## start
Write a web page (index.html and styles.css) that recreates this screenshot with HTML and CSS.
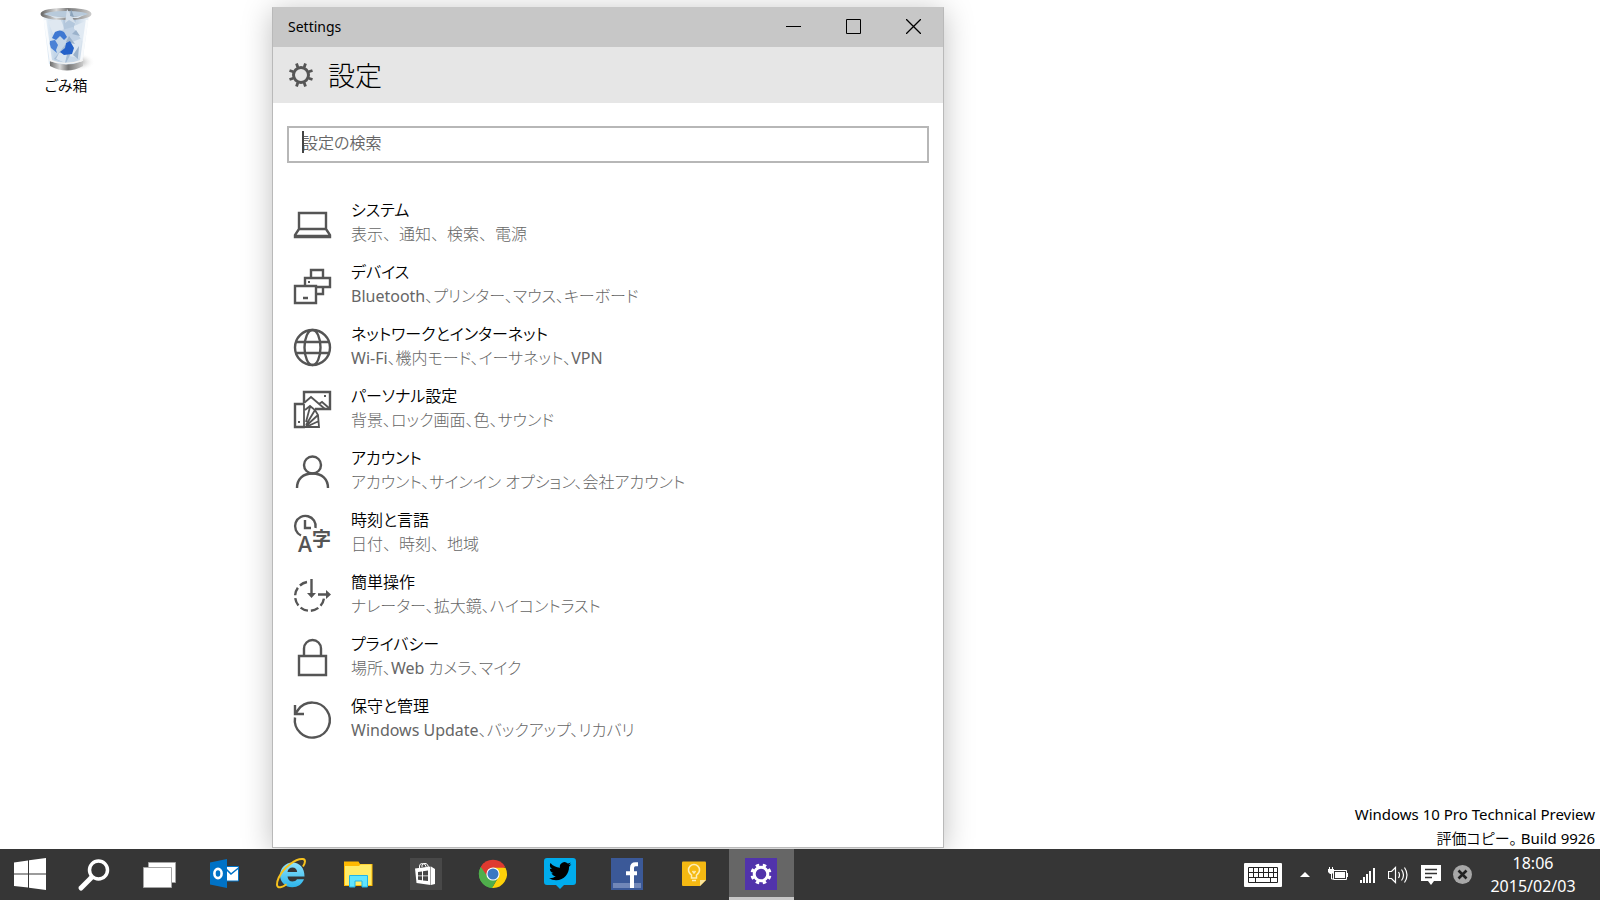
FILE: index.html
```html
<!DOCTYPE html>
<html lang="ja">
<head>
<meta charset="utf-8">
<title>Settings</title>
<link rel="stylesheet" href="styles.css">
</head>
<body class="screen">
<svg class="defs" aria-hidden="true">
  <defs>
    <linearGradient id="metal" x1="0" x2="1" y1="0" y2="0"><stop offset="0" stop-color="#6d6d6d"/><stop offset=".3" stop-color="#d8d8d8"/><stop offset=".55" stop-color="#777"/><stop offset="1" stop-color="#c9c9c9"/></linearGradient>
    <linearGradient id="glass" x1="0" x2="1" y1="0" y2="0"><stop offset="0" stop-color="#f4f9fd"/><stop offset=".25" stop-color="#c3d6e8"/><stop offset=".75" stop-color="#c9d8e7"/><stop offset="1" stop-color="#eef4f9"/></linearGradient>
    <linearGradient id="ie" x1="0" x2="0" y1="0" y2="1"><stop offset="0" stop-color="#8fe3fd"/><stop offset="1" stop-color="#2cb4ea"/></linearGradient>
    <radialGradient id="shade"><stop offset="0" stop-color="#999"/><stop offset="1" stop-color="#fff" stop-opacity="0"/></radialGradient>
  </defs>
</svg>

<main class="desktop">
  <a class="shortcut" href="#bin">
    <svg class="bin" viewBox="0 0 60 66" aria-hidden="true">
      <ellipse cx="42" cy="56" rx="17" ry="9" fill="url(#shade)"/>
      <path d="M7 9 L13 58 Q30 66 46 58 L53 9Z" fill="url(#glass)"/>
      <path d="M12 15l12-3 5 12-12 4z" fill="#dfe8f1"/><path d="M27 12l14-1-4 13-9 2z" fill="#b3c7dc"/><path d="M38 20l12-5-3 20-9-3z" fill="#e1eaf3"/>
      <path d="M22 25l15-4 8 12-12 6z" fill="#c0d1e4"/><path d="M34 37l12-5-3 20-10-2z" fill="#dce6f0"/><path d="M29 39l8 4-7 14-12-4z" fill="#a6bdd6"/><path d="M23 47l9-3-3 13-9-4z" fill="#d8e4f0"/>
      <path d="M40 24l4 6-8-2zM33 30l6 8-9-2zM37 49l6-9-1 13z" fill="#9bb2cb"/>
      <path d="M9 14l6 42M51 14l-6 42" stroke="#fff" stroke-width="2.400" opacity=".8" fill="none"/>
      <path d="M16 32l3-6q5-3 9 0l3 5-3 3-4-4-4 4z" fill="#3e78d2"/><path d="M14 35l5-1 3 5-2 5 1 3-6-5q-2-4-1-7z" fill="#4a82d6"/><path d="M34 35l4 7-2 6-8 1-4-3 5-4 1-5z" fill="#2461c9"/>
      <ellipse cx="30" cy="8" rx="24" ry="4.500" fill="#b8cadb" stroke="url(#metal)" stroke-width="3"/>
      <path d="M12 9q18 5 36 0l-6 3H19z" fill="#dbe6f0"/><path d="M31 3l5 8 4 7-7-4-4 3z" fill="#d4dfea"/><path d="M35 3l3 8-4-1z" fill="#8ca4bb"/>
      <path d="M14 55q16 7 33 0v5q-16 9-33 0z" fill="url(#metal)"/><path d="M13 54q17 7 34 0" stroke="#f3f3f3" stroke-width="1.500" fill="none"/>
    </svg>
    <span class="shortcut-name">ごみ箱</span>
  </a>

  <section class="window" aria-label="Settings">
    <div class="titlebar">
      <span class="titlebar-text">Settings</span>
      <div class="window-buttons">
        <button class="window-button" aria-label="最小化"><svg viewBox="0 0 15 15"><path d="M0 7.500h15"/></svg></button>
        <button class="window-button" aria-label="最大化"><svg viewBox="0 0 15 15"><path d="M.5.5h14v14H.5z"/></svg></button>
        <button class="window-button" aria-label="閉じる"><svg viewBox="0 0 15 15"><path stroke-width="1.300" d="M0 0l15 15M15 0L0 15"/></svg></button>
      </div>
    </div>
    <header class="header">
      <svg class="header-icon" viewBox="0 0 24 24" aria-hidden="true"><circle cx="12" cy="12" r="7.500" stroke-width="3"/><path stroke-width="2.800" d="M15.200 4.300L16.500.5M19.700 8.800L23.500 7.500M19.700 15.200L23.500 16.500M15.200 19.700L16.500 23.500M8.800 19.700L7.500 23.500M4.300 15.200L.5 16.500M4.300 8.800L.5 7.500M8.800 4.300L7.500.5"/></svg>
      <h1 class="header-title">設定</h1>
    </header>
    <div class="search">
      <input class="search-input" type="text" placeholder="設定の検索" aria-label="設定の検索">
    </div>
    <nav class="categories">
      <a class="category" href="#system">
        <svg class="category-icon" viewBox="0 0 38 38" aria-hidden="true"><path d="M6 8h27v16H6zM6 24l-4 6v2h35v-2l-4-6M2 31h35"/></svg>
        <span class="category-text"><span class="category-title">システム</span><span class="category-detail full-width">表示、通知、検索、電源</span></span>
      </a>
      <a class="category" href="#devices">
        <svg class="category-icon" viewBox="0 0 38 38" aria-hidden="true"><path d="M18 11V3h12v8M12 18v-7h25v9h-6M2 19h21v17H2zM23 20h7v7h-7M10 31h5"/><path d="M15 14h2v2h-2z" class="solid"/></svg>
        <span class="category-text"><span class="category-title">デバイス</span><span class="category-detail">Bluetooth、プリンター、マウス、キーボード</span></span>
      </a>
      <a class="category" href="#network">
        <svg class="category-icon" viewBox="0 0 38 38" aria-hidden="true"><circle cx="19.500" cy="18.500" r="17.500"/><ellipse cx="19.500" cy="18.500" rx="8" ry="17.500"/><path d="M3 13h33M3 24h33"/></svg>
        <span class="category-text"><span class="category-title">ネットワークとインターネット</span><span class="category-detail">Wi-Fi、機内モード、イーサネット、VPN</span></span>
      </a>
      <a class="category" href="#personal">
        <svg class="category-icon" viewBox="0 0 38 38" aria-hidden="true"><path d="M11 12V1h26v17H22M11 13H2v23h10"/><path stroke-width="1.800" d="M11 12l7-6 14 12M26 13l3-2 7 6M11 13v23M12 19l5-4 5 4 3 5 1 12H12M13 31l4-15M13 34l9-15M13 35l12-11M13 36l13-6"/><path d="M31 4h2v2h-2zM5 30h2v2H5z" class="solid"/></svg>
        <span class="category-text"><span class="category-title">パーソナル設定</span><span class="category-detail">背景、ロック画面、色、サウンド</span></span>
      </a>
      <a class="category" href="#accounts">
        <svg class="category-icon" viewBox="0 0 38 38" aria-hidden="true"><circle cx="19.500" cy="12" r="8.500"/><path d="M4 35c0-9 6-14.500 15.500-14.500S35 26 35 35"/></svg>
        <span class="category-text"><span class="category-title">アカウント</span><span class="category-detail">アカウント、サインイン オプション、会社アカウント</span></span>
      </a>
      <a class="category" href="#time">
        <svg class="category-icon" viewBox="0 0 38 38" aria-hidden="true"><path d="M8 20.500A10.300 10.300 0 1 1 22.500 13M12 5v8h6"/><text x="5" y="37" class="glyph-a">A</text><text x="19" y="31" class="glyph-ji">字</text></svg>
        <span class="category-text"><span class="category-title">時刻と言語</span><span class="category-detail full-width">日付、時刻、地域</span></span>
      </a>
      <a class="category" href="#ease">
        <svg class="category-icon" viewBox="0 0 38 38" aria-hidden="true"><path stroke-dasharray="8 3" d="M14 5A14.500 14.500 0 1 0 31 21"/><path d="M18.500 2v16M25 17.500h9"/><path class="solid" d="M14 16h9l-4.500 5zM33 13v9l5-4.500z"/></svg>
        <span class="category-text"><span class="category-title">簡単操作</span><span class="category-detail">ナレーター、拡大鏡、ハイコントラスト</span></span>
      </a>
      <a class="category" href="#privacy">
        <svg class="category-icon" viewBox="0 0 38 38" aria-hidden="true"><path d="M6 17h27v19H6zM11 17V9.500a8.500 8.500 0 0 1 17 0V17"/></svg>
        <span class="category-text"><span class="category-title">プライバシー</span><span class="category-detail">場所、Web カメラ、マイク</span></span>
      </a>
      <a class="category" href="#update">
        <svg class="category-icon" viewBox="0 0 38 38" aria-hidden="true"><path d="M2 16.500A17.500 17.500 0 1 0 5 9L2.500 12.500M2 4v9h9"/></svg>
        <span class="category-text"><span class="category-title">保守と管理</span><span class="category-detail">Windows Update、バックアップ、リカバリ</span></span>
      </a>
    </nav>
  </section>

  <p class="watermark">Windows 10 Pro Technical Preview<br>評価コピー。 Build 9926</p>
</main>

<footer class="taskbar">
  <div class="shell">
    <button class="shell-button start" aria-label="スタート"><svg viewBox="0 0 32 32"><path fill="#fff" d="M0 4.500l14-2V15.500H0zM15 2.300L32 0v15.500H15zM0 16.500h14v13L0 28zM15 16.500h17V32l-17-2.300z"/></svg></button>
    <button class="shell-button" aria-label="検索"><svg viewBox="0 0 32 32"><g fill="none" stroke="#fff"><circle cx="20.500" cy="12" r="9" stroke-width="3.500"/><path d="M13 20L3 30" stroke-width="5" stroke-linecap="round"/></g></svg></button>
    <button class="shell-button" aria-label="タスク ビュー"><svg viewBox="0 0 32 32"><g fill="#fff" stroke="#a5a5a5"><path d="M4.500 4.500h27v20h-27z"/><path d="M-.5 9.500h28v20h-28z"/></g></svg></button>
  </div>
  <div class="apps">
    <button class="app" aria-label="Outlook"><svg viewBox="0 0 32 32"><path d="M17 8.500h12.500v14.500H17z" fill="#fff" stroke="#0072c6"/><path d="M17 11l5 5 7.500-6" stroke="#0072c6" stroke-width="1.600" fill="none"/><path d="M1 4.500l17-3.500v29L1 26.500z" fill="#0072c6"/><ellipse cx="9" cy="15.500" rx="3.600" ry="4.600" fill="none" stroke="#fff" stroke-width="2.600"/></svg></button>
    <button class="app" aria-label="Internet Explorer"><svg viewBox="0 0 32 32"><path d="M28.500 18.500H11.500c.3 3 2.200 5 5 5 2 0 3.500-.8 4.500-2.200h7c-2 5-6.300 8-11.700 8C9.500 29.300 4 23.900 4 17.200 4 10.200 9.500 4.500 16.500 4.500S28.700 10 28.500 18.500zM11.500 14h9.700c-.3-2.600-2-4.400-4.700-4.400s-4.600 1.800-5 4.400z" fill="url(#ie)"/><path d="M27 8.500c2.500-4 2.800-7-.2-7.400C20 .3 7.500 9.500 2.800 19.500 0 25.500.2 30 4.500 29.300c2-.3 4-1.400 6-3" fill="none" stroke="#f7c21e" stroke-width="2"/></svg></button>
    <button class="app" aria-label="エクスプローラー"><svg viewBox="0 0 32 32"><path fill="#ffb900" d="M1 3.500h14.500l1.500 2.500h12.500v22H1z"/><path fill="#ffec69" d="M2 8h14l1.500-1.500h11V27H2z"/><path fill="#5fe5ff" stroke="#20b5e8" d="M6.500 17.500h18V29h-5.500v-6h-7v6H6.500z"/></svg></button>
    <button class="app" aria-label="ストア"><svg viewBox="0 0 32 32"><path fill="#484848" d="M0 0h32v32H0z"/><path d="M9.500 10.500V8q0-2.500 3-2.500t3.500 3v1M12 9V7q1-2 4-1.500 2 .5 2.500 4" fill="none" stroke="#fff"/><path fill="#fff" d="M5 10.500L20.500 8.500V27L6.500 25zM21 8.500l4 2.500v15L21 27z"/><path fill="#484848" d="M8 14l4-.6v4H8zM13 13.300l5-.8v4.900h-5zM8 18.300h4v4L8 21.700zM13 18.300h5V23l-5-.6z"/></svg></button>
    <button class="app" aria-label="Chrome"><svg viewBox="0 0 32 32"><path fill="#de3a30" d="M16 16L3.800 9A14 14 0 0 1 28.200 9z"/><path fill="#4fae4b" d="M16 16v14A14 14 0 0 1 3.800 9z"/><path fill="#fdd109" d="M16 9.800h12.500A14 14 0 0 1 15 30l6.500-11z"/><path fill="#de3a30" d="M10 18L3.800 9 7 5l9 4.800z"/><path fill="#4fae4b" d="M10.500 19.200L3.800 9A14 14 0 0 0 15 30l6.400-11z"/><circle cx="16" cy="16" r="6.600" fill="#fff"/><circle cx="16" cy="16" r="5.500" fill="#3b78c2"/></svg></button>
    <button class="app" aria-label="Twitter"><svg viewBox="0 0 32 32"><path fill="#00aced" d="M3 0h26q3 0 3 3v21q0 3-3 3h-9l-4 4-4-4H3q-3 0-3-3V3q0-3 3-3z"/><path transform="translate(5 2) scale(.93)" d="M23.953 4.570a10 10 0 01-2.825.775 4.958 4.958 0 002.163-2.723c-.951.555-2.005.959-3.127 1.184a4.920 4.920 0 00-8.384 4.482C7.690 8.095 4.067 6.130 1.640 3.162a4.822 4.822 0 00-.666 2.475c0 1.710.870 3.213 2.188 4.096a4.904 4.904 0 01-2.228-.616v.060a4.923 4.923 0 003.946 4.827 4.996 4.996 0 01-2.212.085 4.936 4.936 0 004.604 3.417 9.867 9.867 0 01-6.102 2.105c-.390 0-.779-.023-1.170-.067a13.995 13.995 0 007.557 2.209c9.053 0 13.998-7.496 13.998-13.985 0-.210 0-.420-.015-.630A9.935 9.935 0 0024 4.590z"/></svg></button>
    <button class="app" aria-label="Facebook"><svg viewBox="0 0 32 32"><path fill="#3b5998" d="M0 0h32v32H0z"/><path fill="#7187b8" d="M2 25h28v5H2z"/><path d="M27 6.200h-2.500q-3.500 0-3.500 3.800v20M15 15.200h11" stroke="#fff" stroke-width="4" fill="none"/></svg></button>
    <button class="app" aria-label="Keep"><svg viewBox="0 0 32 32"><path fill="#f5b912" d="M5 3.500h22q1 0 1 1V22l-6 6H5q-1 0-1-1V4.500q0-1 1-1z"/><path fill="#fde59a" d="M28 22l-6 6v-6z"/><path d="M13.500 20v-3q-3-2-3-5a5.500 5.500 0 0 1 11 0q0 3-3 5v3zM14 22.500h4M14.500 13l1.500 2 1.500-2" fill="none" stroke="#fdeeb6" stroke-width="1.500"/></svg></button>
    <button class="app active" aria-label="Settings"><svg viewBox="0 0 32 32"><path fill="#5133ab" d="M0 0h32v32H0z"/><g fill="none" stroke="#fff"><circle cx="16" cy="16" r="6.800" stroke-width="3"/><circle cx="16" cy="16" r="9" stroke-width="3" pathLength="16" stroke-dasharray="1 1" stroke-dashoffset="-.5"/></g></svg></button>
  </div>
  <div class="tray">
    <button class="tray-button" aria-label="タッチ キーボード"><svg width="38" height="24" viewBox="0 0 38 24"><rect width="38" height="24" rx="1" fill="#fff"/><path d="M4.500 4.500h29v15h-29zM4 9.500h30M4 14.500h30M9.500 4v10M14.500 4v10M19.500 4v10M24.500 4v10M29.500 4v10M11.500 14v6M26.500 14v6" fill="none" stroke="#222"/></svg></button>
    <button class="tray-button" aria-label="隠れているインジケーター"><svg width="10" height="24" viewBox="0 0 10 24"><path fill="#fff" d="M0 14l5-5 5 5z"/></svg></button>
    <div class="status">
      <button class="tray-button" aria-label="電源"><svg width="20" height="20" viewBox="0 0 20 20"><path d="M5.500 5.500h13v9h-13zM19.500 8v4M1.500 2v3M4.500 2v3M3.500 8v6h2" fill="none" stroke="#fff"/><path fill="#fff" d="M0 4h6v3L4 9H2L0 7zM7 7h10v6H7z"/></svg></button>
      <button class="tray-button" aria-label="ネットワーク"><svg width="16" height="20" viewBox="0 0 16 20"><path fill="#fff" d="M0 15h2v3H0zM3 12h2v6H3zM6 9h2v9H6zM9 6h2v12H9zM13 3h2v15h-2z"/></svg></button>
      <button class="tray-button" aria-label="音量"><svg width="21" height="20" viewBox="0 0 21 20"><path d="M.5 6.500h3l4-4v15l-4-4h-3zM10.500 7q2 3 0 6M13.500 4.500q4 5.500 0 11M16.500 2.500q5 7.500 0 15" fill="none" stroke="#fff" stroke-width="1.200"/></svg></button>
      <button class="tray-button" aria-label="通知"><svg width="20" height="20" viewBox="0 0 20 20"><path fill="#fff" d="M0 0h20v16h-7l-3 4-3-4H0z"/><path d="M4 4.500h12M4 8.500h12M4 12.500h7" stroke="#333" stroke-width="1.500"/></svg></button>
      <button class="tray-button" aria-label="入力オフ"><svg width="19" height="19" viewBox="0 0 19 19"><circle cx="9.500" cy="9.500" r="9.500" fill="#a8a8a8"/><path d="M5.500 5.500l8 8M13.500 5.500l-8 8" stroke="#222" stroke-width="2.600"/></svg></button>
    </div>
    <time class="clock" datetime="2015-02-03T18:06"><span>18:06</span><span>2015/02/03</span></time>
  </div>
</footer>
</body>
</html>
```

FILE: styles.css
```css
* {
  box-sizing: border-box;
}

.screen {
  margin: 0;
  min-height: 100vh;
  display: flex;
  flex-direction: column;
  background: #fff;
  color: #000;
  font-family: "Noto Sans", "Noto Sans CJK JP DemiLight", "Noto Sans CJK JP", sans-serif;
  font-feature-settings: "palt";
  font-size: 16px;
  line-height: 24px;
}

button {
  border: 0;
  padding: 0;
  background: none;
  color: inherit;
  display: flex;
  align-items: center;
  justify-content: center;
}

a {
  color: inherit;
  text-decoration: none;
}

.defs {
  position: absolute;
  width: 0;
  height: 0;
}

.desktop {
  position: relative;
  flex: 1;
  display: flex;
  overflow: hidden;
  padding: 7px 41% 1px 17%;
}

.shortcut {
  position: absolute;
  left: 16px;
  top: 6px;
  width: 100px;
  display: flex;
  flex-direction: column;
  align-items: center;
  font-size: 15px;
}

.bin {
  width: 60px;
  height: 66px;
}

.shortcut-name {
  line-height: 26px;
}

.window {
  flex: 1;
  display: flex;
  flex-direction: column;
  border: 1px solid #b9b9b9;
  border-top-color: #c7c7c7;
  background: #fff;
  box-shadow: 0 4px 28px rgba(0, 0, 0, 0.25);
}

.titlebar {
  display: flex;
  align-items: center;
  justify-content: space-between;
  height: 39px;
  padding: 0 0 2px 15px;
  background: #c7c7c7;
  font-size: 14px;
}

.window-buttons {
  display: flex;
  height: 100%;
}

.window-button {
  width: 60px;
}

.window-button svg {
  width: 15px;
  height: 15px;
  fill: none;
  stroke: #000;
}

.header {
  display: flex;
  align-items: center;
  gap: 15px;
  height: 56px;
  padding: 0 16px;
  background: #e6e6e6;
}

.header-icon {
  width: 24px;
  height: 24px;
  fill: none;
  stroke: #555;
}

.header-title {
  margin: 0;
  font-family: "Noto Sans CJK JP", sans-serif;
  font-size: 27px;
  font-weight: 300;
  line-height: 40px;
}

.search {
  position: relative;
  margin: 23px 14px 30px;
}

.search::before {
  content: "";
  position: absolute;
  left: 15px;
  top: 5px;
  width: 2px;
  height: 22px;
  background: #444;
}

.search-input {
  display: block;
  width: 100%;
  height: 37px;
  padding: 0 13px 4px;
  border: 2px solid #b7b7b7;
  border-radius: 0;
  outline: 0;
  background: #fff;
  font: inherit;
}

.search-input::placeholder {
  color: #666;
  opacity: 1;
}

.categories {
  display: flex;
  flex-direction: column;
}

.category {
  display: flex;
  align-items: center;
  gap: 20px;
  height: 62px;
  padding: 0 20px;
}

.category-icon {
  flex: none;
  width: 38px;
  height: 38px;
  overflow: visible;
  fill: none;
  stroke: #555;
  stroke-width: 2.4;
}

.category-icon .solid,
.category-icon text {
  fill: #555;
  stroke: none;
}

.glyph-a {
  font-family: "Open Sans", sans-serif;
  font-size: 21px;
  font-weight: 600;
}

.glyph-ji {
  font-family: "Noto Sans CJK JP", sans-serif;
  font-size: 19px;
  font-weight: 700;
}

.category-text {
  display: flex;
  flex-direction: column;
  padding-bottom: 4px;
}

.category-detail {
  color: #666;
  font-family: "Noto Sans", "Noto Sans CJK JP Light", "Noto Sans CJK JP", sans-serif;
}

.full-width {
  font-feature-settings: normal;
}

.watermark {
  position: absolute;
  right: 5px;
  bottom: -1px;
  margin: 0;
  text-align: right;
  font-size: 15px;
}

.taskbar {
  display: flex;
  height: 51px;
  background: #363636;
  color: #fff;
}

.shell {
  display: flex;
}

.shell-button,
.app {
  padding: 0 1px 2px 0;
}

.shell-button {
  width: 66px;
}

.start {
  width: 61px;
}

.shell-button svg,
.app svg {
  width: 32px;
  height: 32px;
  overflow: visible;
}

.apps {
  display: flex;
  gap: 2px;
}

.app {
  width: 65px;
}

.active {
  background: #666;
  box-shadow: inset 0 -3px #c8c8c8;
}

.tray {
  display: flex;
  align-items: center;
  gap: 18px;
  margin-left: auto;
  padding-right: 24px;
}

.status {
  display: flex;
  align-items: center;
  gap: 12px;
}

.clock {
  display: flex;
  flex-direction: column;
  width: 86px;
  text-align: center;
  line-height: 23px;
  font-size: 16px;
}
```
## end
Problem to work on - Find each line that has the word "index", then copy it out.

Written answer -
Write a web page (index.html and styles.css) that recreates this screenshot with HTML and CSS.
FILE: index.html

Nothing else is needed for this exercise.